Set task: Look through the data below. Pick out the lines holding the string "React".

··· Supplied data ···

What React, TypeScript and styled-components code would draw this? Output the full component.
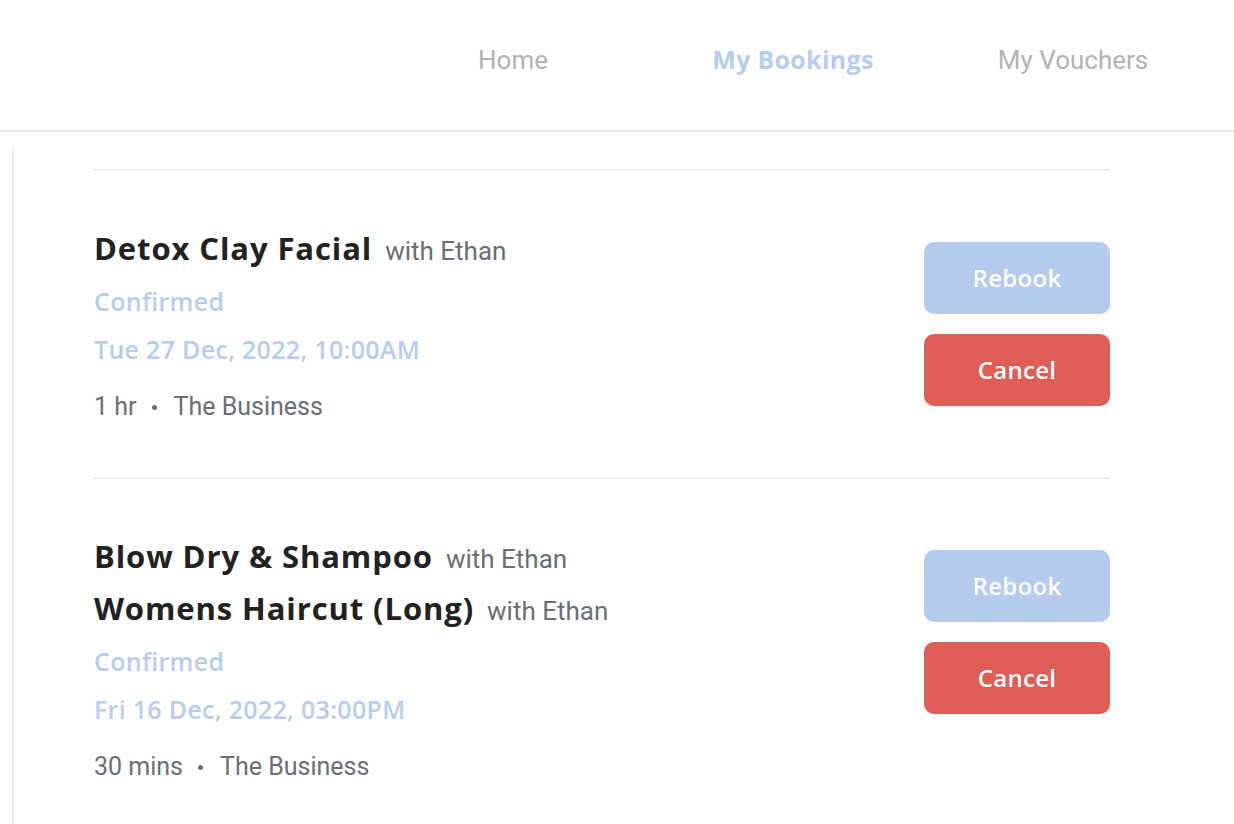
import React from 'react'
import styled, { createGlobalStyle } from 'styled-components'

const GlobalStyle = createGlobalStyle`
  html, body {
    margin: 0;
    padding: 0;
    background: #fff;
    font-family: Roboto, "Noto Sans", Arial, sans-serif;
  }
  * { box-sizing: border-box; }
`

const Header = styled.header`
  height: 132px;
  border-bottom: 2px solid #ececec;
  display: flex;
  justify-content: flex-end;
  align-items: center;
  padding-right: 21px;
`

const NavItem = styled.a<{ $active?: boolean }>`
  width: 280px;
  text-align: center;
  line-height: 40px;
  padding-bottom: ${(p) => (p.$active ? 12 : 10)}px;
  color: ${(p) => (p.$active ? '#b5cdee' : '#b3b3b3')};
  font-family: ${(p) => (p.$active ? '"Open Sans", Roboto, sans-serif' : 'inherit')};
  font-weight: ${(p) => (p.$active ? 700 : 400)};
  font-size: ${(p) => (p.$active ? '25px' : '26px')};
  letter-spacing: ${(p) => (p.$active ? '0.3px' : '0')};
  text-decoration: none;
  cursor: pointer;
`

const Body = styled.main`
  margin: 16px 0 0 12px;
  border-left: 2px solid #ececec;
  min-height: 700px;
  padding: 21px 124px 0 80px;
`

const Booking = styled.div`
  border-top: 2px solid #ececec;
  padding: 51px 0 46px;
  display: flex;
  justify-content: space-between;
`

const Info = styled.div`
  display: flex;
  flex-direction: column;
`

const TitleLine = styled.div`
  height: 52px;
  display: flex;
  align-items: baseline;
  padding-top: 6px;
  white-space: nowrap;
`

const Service = styled.span`
  font-family: "Open Sans", Roboto, sans-serif;
  font-size: 31px;
  line-height: 40px;
  font-weight: 700;
  letter-spacing: 0.9px;
  color: #222;
`

const Staff = styled.span`
  font-size: 26px;
  line-height: 40px;
  color: #6b6e75;
  margin-left: 13px;
`

const Status = styled.div<{ $gap?: number }>`
  margin-top: ${(p) => p.$gap ?? 0}px;
  height: 48px;
  font-family: "Open Sans", Roboto, sans-serif;
  font-size: 25px;
  line-height: 48px;
  font-weight: 600;
  letter-spacing: 0.3px;
  color: #b5cdee;
`

const Meta = styled.div`
  margin-top: 10px;
  height: 48px;
  display: flex;
  align-items: center;
  font-size: 25px;
  line-height: 48px;
  color: #6b6e75;
`

const Dot = styled.span`
  width: 5px;
  height: 5px;
  border-radius: 50%;
  background: #6b6e75;
  margin: 0 17px 0 15px;
`

const Actions = styled.div`
  display: flex;
  flex-direction: column;
  gap: 20px;
  padding-top: 20px;
`

const Button = styled.button<{ $kind: 'rebook' | 'cancel' }>`
  width: 186px;
  height: 72px;
  border: none;
  border-radius: 10px;
  background: ${(p) => (p.$kind === 'cancel' ? '#de5d55' : '#b5cbed')};
  color: #fff;
  font-family: "Open Sans", Roboto, sans-serif;
  font-size: 24px;
  font-weight: 600;
  letter-spacing: 0.3px;
  padding-bottom: 2px;
  cursor: pointer;
`

type Item = {
  services: string[]
  date: string
  duration: string
}

const bookings: Item[] = [
  {
    services: ['Detox Clay Facial'],
    date: 'Tue 27 Dec, 2022, 10:00AM',
    duration: '1 hr',
  },
  {
    services: ['Blow Dry & Shampoo', 'Womens Haircut (Long)'],
    date: 'Fri 16 Dec, 2022, 03:00PM',
    duration: '30 mins',
  },
]

export default function App() {
  return (
    <>
      <GlobalStyle />
      <Header>
        <NavItem>Home</NavItem>
        <NavItem $active>My Bookings</NavItem>
        <NavItem>My Vouchers</NavItem>
      </Header>
      <Body>
        {bookings.map((b, i) => (
          <Booking key={i}>
            <Info>
              {b.services.map((s) => (
                <TitleLine key={s}>
                  <Service>{s}</Service>
                  <Staff>with Ethan</Staff>
                </TitleLine>
              ))}
              <Status $gap={3}>Confirmed</Status>
              <Status>{b.date}</Status>
              <Meta>
                {b.duration}
                <Dot />
                The Business
              </Meta>
            </Info>
            <Actions>
              <Button $kind="rebook">Rebook</Button>
              <Button $kind="cancel">Cancel</Button>
            </Actions>
          </Booking>
        ))}
      </Body>
    </>
  )
}
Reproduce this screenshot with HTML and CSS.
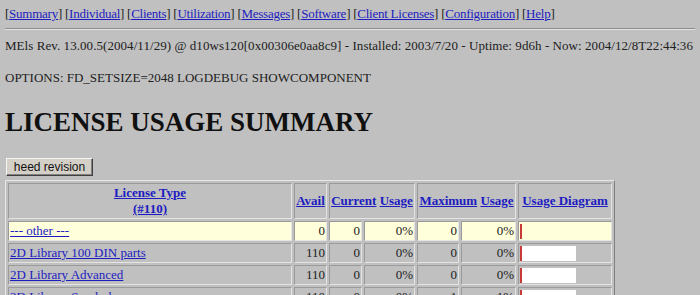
FILE: index.html
```html
<!DOCTYPE html>
<html lang="en">
<head>
    <meta charset="UTF-8">
    <title>License Usage Summary</title>
    <link rel="stylesheet" href="styles.css">
</head>
<body>
    <p class="nav">
        [<a href="#">Summary</a>] [<a href="#">Individual</a>] [<a href="#">Clients</a>] [<a href="#">Utilization</a>] [<a href="#">Messages</a>] [<a href="#">Software</a>] [<a href="#">Client Licenses</a>] [<a href="#">Configuration</a>] [<a href="#">Help</a>]
    </p>
    <hr class="rule">
    <p class="info">MEls Rev. 13.00.5(2004/11/29) @ d10ws120[0x00306e0aa8c9] - Installed: 2003/7/20 - Uptime: 9d6h - Now: 2004/12/8T22:44:36</p>
    <p class="options">OPTIONS: FD_SETSIZE=2048 LOGDEBUG SHOWCOMPONENT</p>
    <h1 class="title">LICENSE USAGE SUMMARY</h1>
    <form class="actions">
        <button type="button" class="btn">heed revision</button>
    </form>
    <table class="usage">
        <colgroup>
            <col class="c-type">
            <col class="c-avail">
            <col class="c-cur">
            <col class="c-curpct">
            <col class="c-max">
            <col class="c-maxpct">
            <col class="c-diag">
        </colgroup>
        <tr>
            <th><a href="#">License Type</a><br><a href="#">(#110)</a></th>
            <th><a href="#">Avail</a></th>
            <th colspan="2"><a href="#">Current</a> <a href="#">Usage</a></th>
            <th colspan="2"><a href="#">Maximum</a> <a href="#">Usage</a></th>
            <th><a href="#">Usage Diagram</a></th>
        </tr>
        <tr class="other">
            <td><a href="#">--- other ---</a></td>
            <td class="num">0</td>
            <td class="num">0</td>
            <td class="num">0%</td>
            <td class="num">0</td>
            <td class="num">0%</td>
            <td><div class="diagram"><span class="used"></span></div></td>
        </tr>
        <tr>
            <td><a href="#">2D Library 100 DIN parts</a></td>
            <td class="num">110</td>
            <td class="num">0</td>
            <td class="num">0%</td>
            <td class="num">0</td>
            <td class="num">0%</td>
            <td><div class="diagram"><span class="used"></span><span class="free"></span></div></td>
        </tr>
        <tr>
            <td><a href="#">2D Library Advanced</a></td>
            <td class="num">110</td>
            <td class="num">0</td>
            <td class="num">0%</td>
            <td class="num">0</td>
            <td class="num">0%</td>
            <td><div class="diagram"><span class="used"></span><span class="free"></span></div></td>
        </tr>
        <tr>
            <td><a href="#">2D Library Symbols</a></td>
            <td class="num">110</td>
            <td class="num">0</td>
            <td class="num">0%</td>
            <td class="num">1</td>
            <td class="num">1%</td>
            <td><div class="diagram"><span class="used"></span><span class="free"></span></div></td>
        </tr>
    </table>
</body>
</html>
```

FILE: styles.css
```css
body {
    margin: 0;
    padding: 6px 5px 0 5px;
    background: #c0c0c0;
    color: #202020;
    font-family: "Liberation Serif", "Times New Roman", serif;
    font-size: 13px;
    line-height: 15px;
}
a {
    color: #1c1cc0;
}
.nav {
    margin: 0;
    letter-spacing: -0.25px;
}
.rule {
    margin: 7px 0 0 0;
    height: 0;
    border: 0;
    border-top: 1px solid #8c8c8c;
    border-bottom: 1px solid #e4e4e4;
}
.info {
    margin: 8px 0 0 0;
    letter-spacing: 0.06px;
}
.options {
    margin: 17px 0 0 0;
}
.title {
    margin: 21px 0 0 0;
    font-size: 27px;
    line-height: 32px;
    color: #101010;
}
.actions {
    margin: 20px 0 0 1px;
}
.btn {
    height: 18px;
    width: 87px;
    padding: 0;
    font-family: Arial, "Liberation Sans", sans-serif;
    font-size: 12px;
    color: #111;
    background: #d4d0c8;
    border: 1px solid;
    border-color: #f4f4f4 #404040 #404040 #f4f4f4;
    box-shadow: inset -1px -1px 0 #808080;
}
.usage {
    margin-top: 4px;
    width: 610px;
    table-layout: fixed;
    border-collapse: separate;
    border-spacing: 2px;
    border: 1px solid;
    border-color: #e8e8e8 #808080 #808080 #e8e8e8;
}
.c-type { width: 284px; }
.c-avail { width: 33px; }
.c-cur { width: 33px; }
.c-curpct { width: 51px; }
.c-max { width: 42px; }
.c-maxpct { width: 55px; }
.c-diag { width: 94px; }
.usage th,
.usage td {
    box-sizing: border-box;
    padding: 1px 1px;
    border: 1px solid;
    border-color: #9a9a9a #e4e4e4 #e4e4e4 #9a9a9a;
    white-space: nowrap;
    overflow: hidden;
    line-height: 16px;
}
.usage th {
    padding: 1px 0;
}
.usage .num {
    text-align: right;
}
.usage .other td {
    background: #ffffdc;
}
.diagram {
    display: flex;
    align-items: center;
    height: 16px;
}
.diagram .used {
    width: 2px;
    height: 15px;
    background: #c83a3a;
}
.diagram .free {
    width: 54px;
    height: 15px;
    background: #ffffff;
}
```
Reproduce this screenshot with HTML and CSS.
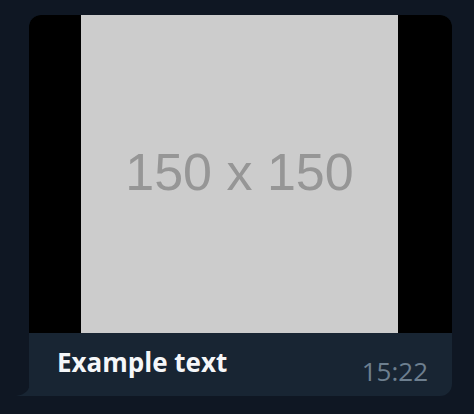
FILE: index.html
```html
<!DOCTYPE html>
<html>
<head>
<meta charset="utf-8">
<link rel="stylesheet" href="styles.css">
</head>
<body>
<div class="chat">
  <div class="bubble">
    <div class="media">
      <div class="placeholder">150 x 150</div>
    </div>
    <div class="caption">
      <span class="caption-text">Example text</span>
      <span class="time">15:22</span>
    </div>
    <svg class="tail" width="14" height="14" viewBox="0 0 14 14"><path d="M14 0 Q14 12 0 14 L14 14 Z" fill="#182533"/></svg>
  </div>
</div>
</body>
</html>
```
FILE: styles.css
```css
html, body {
  margin: 0;
  padding: 0;
  background: #0f1723;
  width: 474px;
  height: 414px;
  overflow: hidden;
}
.chat {
  padding: 15px 0 0 29px;
}
.bubble {
  position: relative;
  width: 423px;
  border-radius: 12px 12px 12px 0;
  background: #182533;
}
.media {
  background: #000;
  height: 318px;
  border-radius: 12px 12px 0 0;
  display: flex;
  justify-content: center;
  overflow: hidden;
}
.placeholder {
  width: 317px;
  height: 318px;
  margin-left: -2px;
  background: #cccccc;
  color: #969696;
  font-family: "Liberation Sans", Arial, sans-serif;
  font-size: 52px;
  line-height: 1;
  display: flex;
  align-items: center;
  justify-content: center;
  padding-bottom: 4px;
  box-sizing: border-box;
}
.caption {
  height: 63px;
  display: flex;
  justify-content: space-between;
  align-items: flex-start;
  padding: 0 24px 0 28px;
  border-radius: 0 0 12px 0;
  font-family: "Open Sans", sans-serif;
}
.caption-text {
  margin-top: 13px;
  font-size: 26px;
  line-height: 32px;
  font-weight: 700;
  color: #f5f7f9;
}
.time {
  margin-top: 22px;
  font-size: 26px;
  line-height: 32px;
  color: #6d7f8f;
}
.tail {
  position: absolute;
  left: -13px;
  bottom: 0;
}
```
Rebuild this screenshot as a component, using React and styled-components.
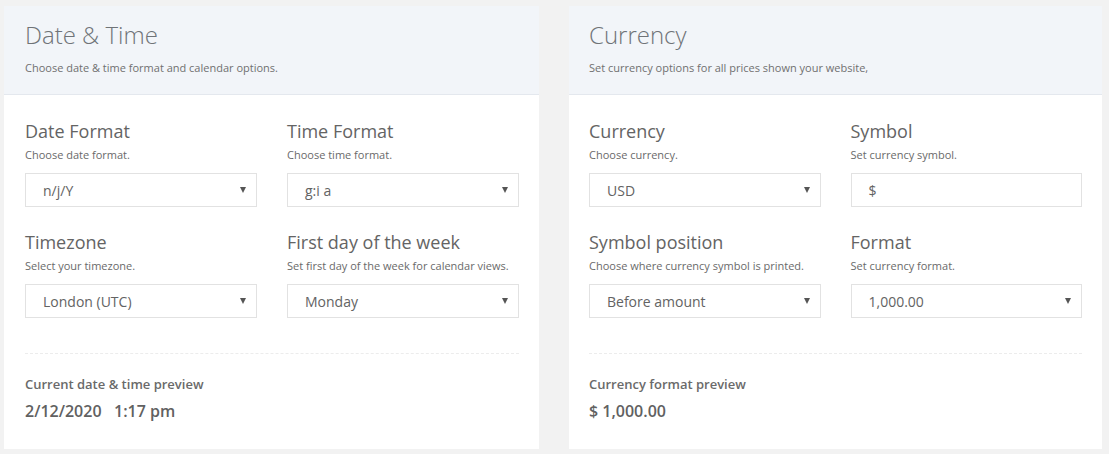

···

The output:
What React, TypeScript and styled-components code would draw this? Output the full component.
import React from 'react'
Rebuild this screenshot as a component, using React and styled-components.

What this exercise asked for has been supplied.